Ovvio il riferimento alle risse, alle tensioni, agli scherni (e agli scorni) tra argentini e olandesi: ha fatto bene l'Albiceleste a sbeffeggiare i tulipani dopo il rigore decisivo trasformato da Lautaro? O è stata almeno legittimata, quella reazione, dalle precedenti provocazioni orange, in una sfida che ben si è inserita come (finora) ultimo capitolo di una saga mundial che di sicuro qualcuno sta già pensando di farci un film o un libro? Questione etica che – come spesso accade – lascia più interrogativi di quanti non ne risolva. Di certo, il calcio è una cosa sporca, in tutto e per tutto simile ai bipedi che lo giocano e se ne appassionano; e allora, per chi lo vorrà, ci sarà da fare gran lavoro in casa per spiegare a quel bambino o bambina che quel gesto di scherno o quella provocazione non è da ripetere al campetto sotto casa, o la domenica mattina nella partita del campionato Pulcini, perché lo sport professionistico ha le sue regole, o meglio i suoi linguaggi, unici e non riproducibili.

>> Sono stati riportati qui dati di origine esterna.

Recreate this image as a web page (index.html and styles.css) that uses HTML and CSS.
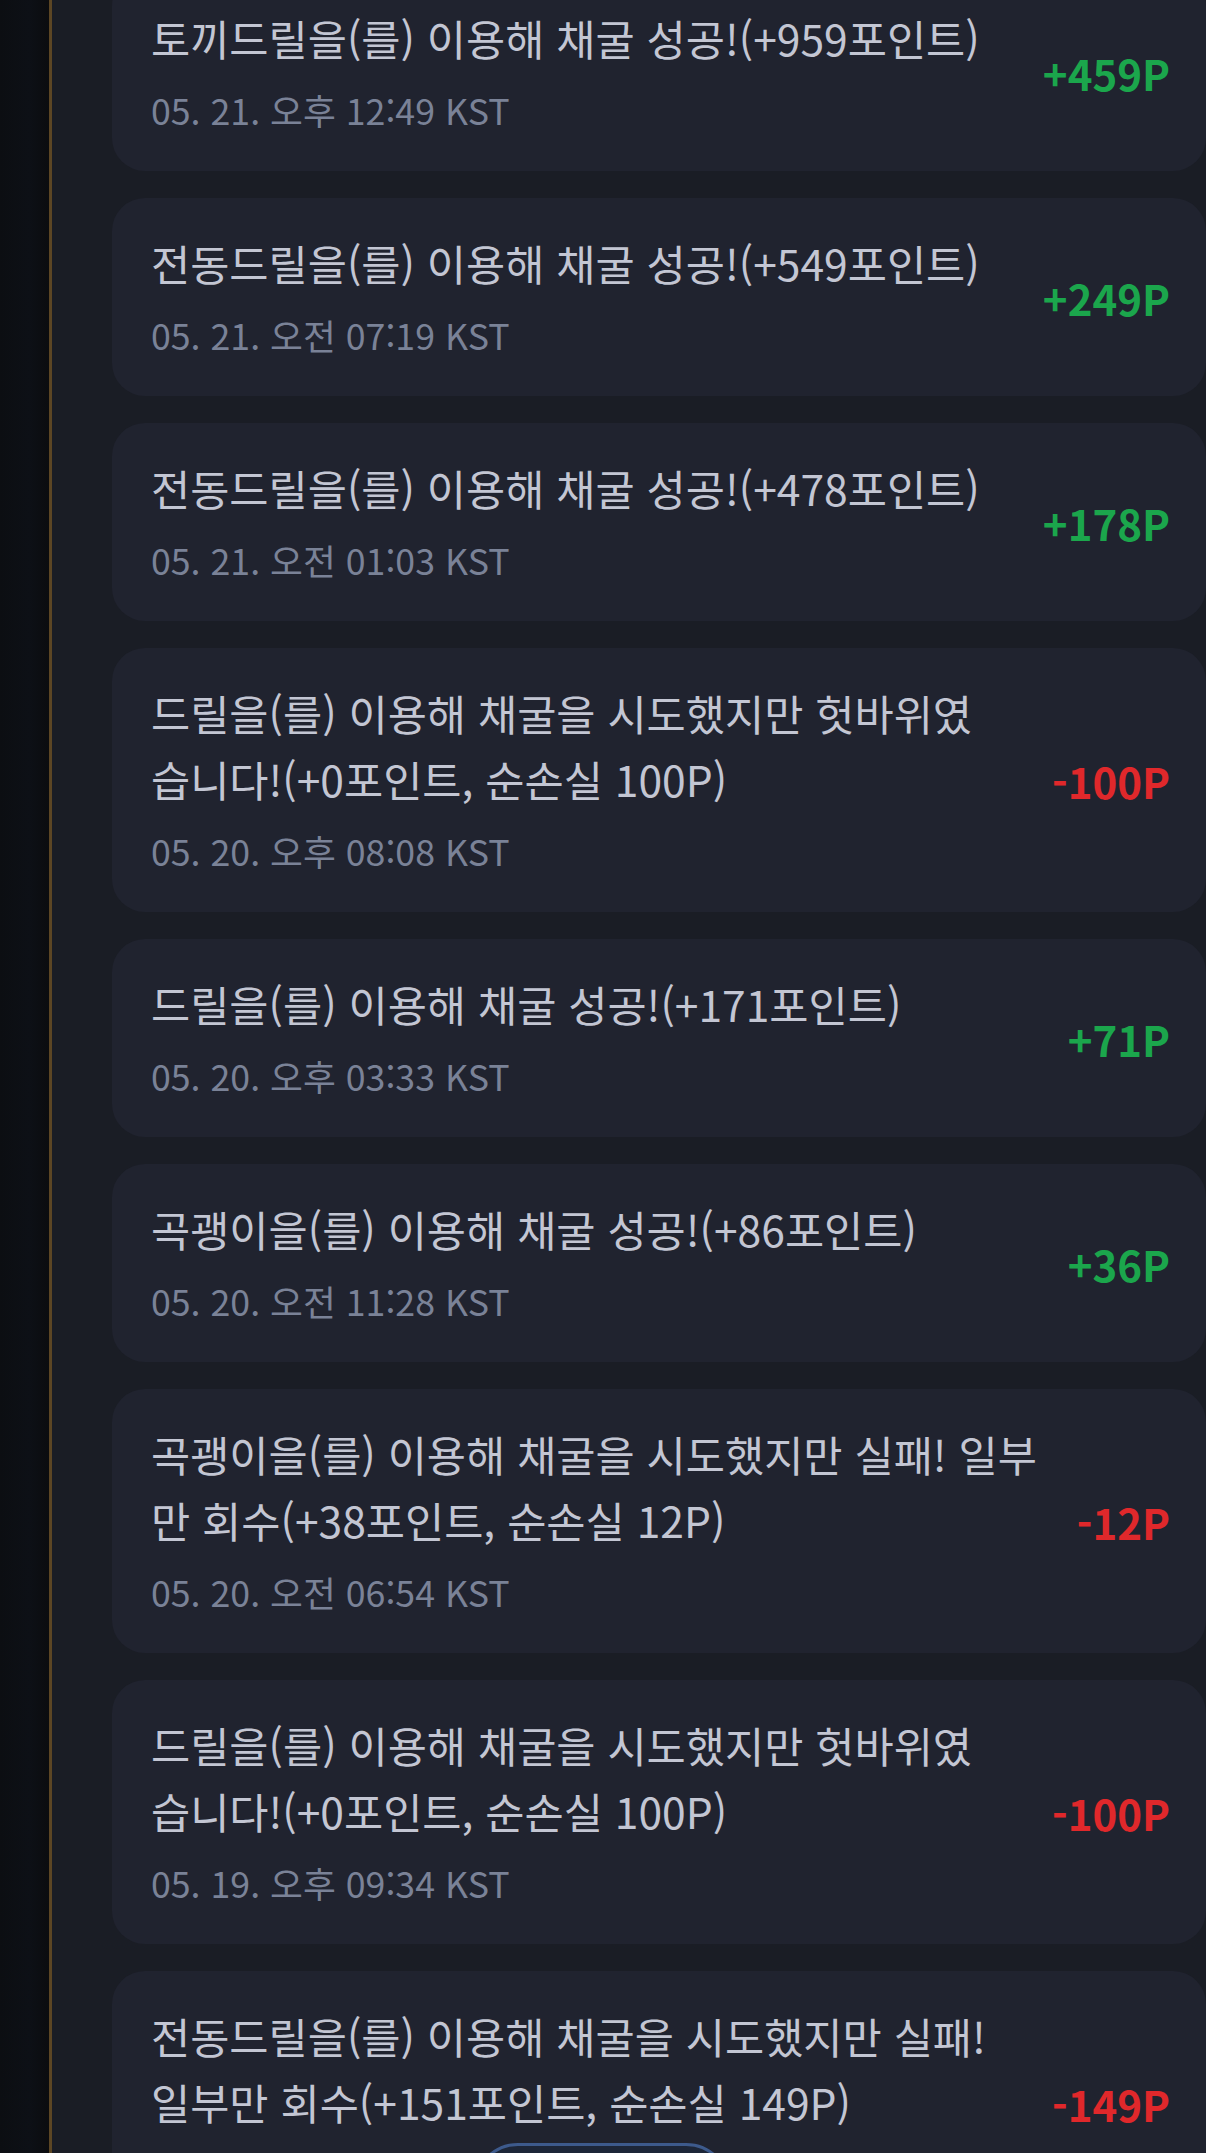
FILE: index.html
```html
<!DOCTYPE html>
<html lang="ko">
<head>
  <meta charset="UTF-8">
  <meta name="viewport" content="width=device-width, initial-scale=1.0">
  <title>채굴 기록</title>
  <link rel="stylesheet" href="styles.css">
</head>
<body>
  <div class="page">
    <div class="side"></div>
    <div class="main">
      <ul class="history">
        <li class="item">
          <div class="info">
            <div class="title">토끼드릴을(를) 이용해 채굴 성공!(+959포인트)</div>
            <div class="date">05. 21. 오후 12:49 KST</div>
          </div>
          <div class="amount plus">+459P</div>
        </li>
        <li class="item">
          <div class="info">
            <div class="title">전동드릴을(를) 이용해 채굴 성공!(+549포인트)</div>
            <div class="date">05. 21. 오전 07:19 KST</div>
          </div>
          <div class="amount plus">+249P</div>
        </li>
        <li class="item">
          <div class="info">
            <div class="title">전동드릴을(를) 이용해 채굴 성공!(+478포인트)</div>
            <div class="date">05. 21. 오전 01:03 KST</div>
          </div>
          <div class="amount plus">+178P</div>
        </li>
        <li class="item">
          <div class="info">
            <div class="title">드릴을(를) 이용해 채굴을 시도했지만 헛바위였<br>습니다!(+0포인트, 순손실 100P)</div>
            <div class="date">05. 20. 오후 08:08 KST</div>
          </div>
          <div class="amount minus">-100P</div>
        </li>
        <li class="item">
          <div class="info">
            <div class="title">드릴을(를) 이용해 채굴 성공!(+171포인트)</div>
            <div class="date">05. 20. 오후 03:33 KST</div>
          </div>
          <div class="amount plus">+71P</div>
        </li>
        <li class="item">
          <div class="info">
            <div class="title">곡괭이을(를) 이용해 채굴 성공!(+86포인트)</div>
            <div class="date">05. 20. 오전 11:28 KST</div>
          </div>
          <div class="amount plus">+36P</div>
        </li>
        <li class="item">
          <div class="info">
            <div class="title">곡괭이을(를) 이용해 채굴을 시도했지만 실패! 일부<br>만 회수(+38포인트, 순손실 12P)</div>
            <div class="date">05. 20. 오전 06:54 KST</div>
          </div>
          <div class="amount minus">-12P</div>
        </li>
        <li class="item">
          <div class="info">
            <div class="title">드릴을(를) 이용해 채굴을 시도했지만 헛바위였<br>습니다!(+0포인트, 순손실 100P)</div>
            <div class="date">05. 19. 오후 09:34 KST</div>
          </div>
          <div class="amount minus">-100P</div>
        </li>
        <li class="item">
          <div class="info">
            <div class="title">전동드릴을(를) 이용해 채굴을 시도했지만 실패!<br>일부만 회수(+151포인트, 순손실 149P)</div>
            <div class="date">05. 19. 오후 04:12 KST</div>
          </div>
          <div class="amount minus">-149P</div>
        </li>
      </ul>
    </div>
  </div>
  <div class="float-btn"></div>
</body>
</html>
```

FILE: styles.css
```css
html, body {
  margin: 0;
  padding: 0;
  height: 100%;
  overflow: hidden;
}

body {
  font-family: "Noto Sans CJK KR", "Noto Sans", sans-serif;
  background-color: #1a1d25;
}

.page {
  display: flex;
  min-height: 100vh;
}

.side {
  width: 49px;
  flex-shrink: 0;
  background: linear-gradient(to right, #0c0e12, #0d1016 60%, #0b0c0f);
  border-right: 3px solid #5c4624;
}

.main {
  flex: 1;
  padding-left: 60px;
}

.history {
  list-style: none;
  margin: -27px 0 0;
  padding: 0;
}

.item {
  display: flex;
  align-items: center;
  background-color: #20232f;
  border-radius: 33px;
  padding: 32px 36px 34px 39px;
  margin-bottom: 27px;
}

.info {
  flex: 1;
}

.title {
  color: #c3c6d3;
  font-size: 42.6px;
  line-height: 66px;
}

.date {
  color: #7a8297;
  font-size: 35.7px;
  line-height: 54px;
  margin-top: 12px;
}

.amount {
  font-size: 42px;
  font-weight: 700;
  padding-top: 3px;
  margin-left: 20px;
}

.plus {
  color: #1ba64c;
}

.minus {
  color: #e0282b;
}

/* floating pill, only its top edge is on screen */
.float-btn {
  position: fixed;
  left: 473px;
  top: 2143px;
  width: 258px;
  height: 90px;
  box-sizing: border-box;
  border-radius: 45px;
  border: 3px solid #3d5a8c;
  background-color: #1d2638;
}
```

Riproducibile il più possibile dovrebbe invece essere l'abbraccio che un Neymar addolorato fino alle lacrime per l'eliminazione subìta per mano (e piede) anche del padre, ha regalato comunque a Leo, 10 anni, il figlio di Ivan Perisic; conseguenza, quell'abbraccio, anche di quello che lo stesso Perisic aveva regalato poco prima a O'Ney, per consolarlo dopo avergli inflitto una delle più grandi amarezze nella sua carriera. Ecco se quel gioco sporco che il calcio riesce a far germogliare anche gesti come questi, allora varrà sempre la pena vedere un pallone continuare a rotolare, anche tra le dune di un deserto che sembra continuare all'infinito.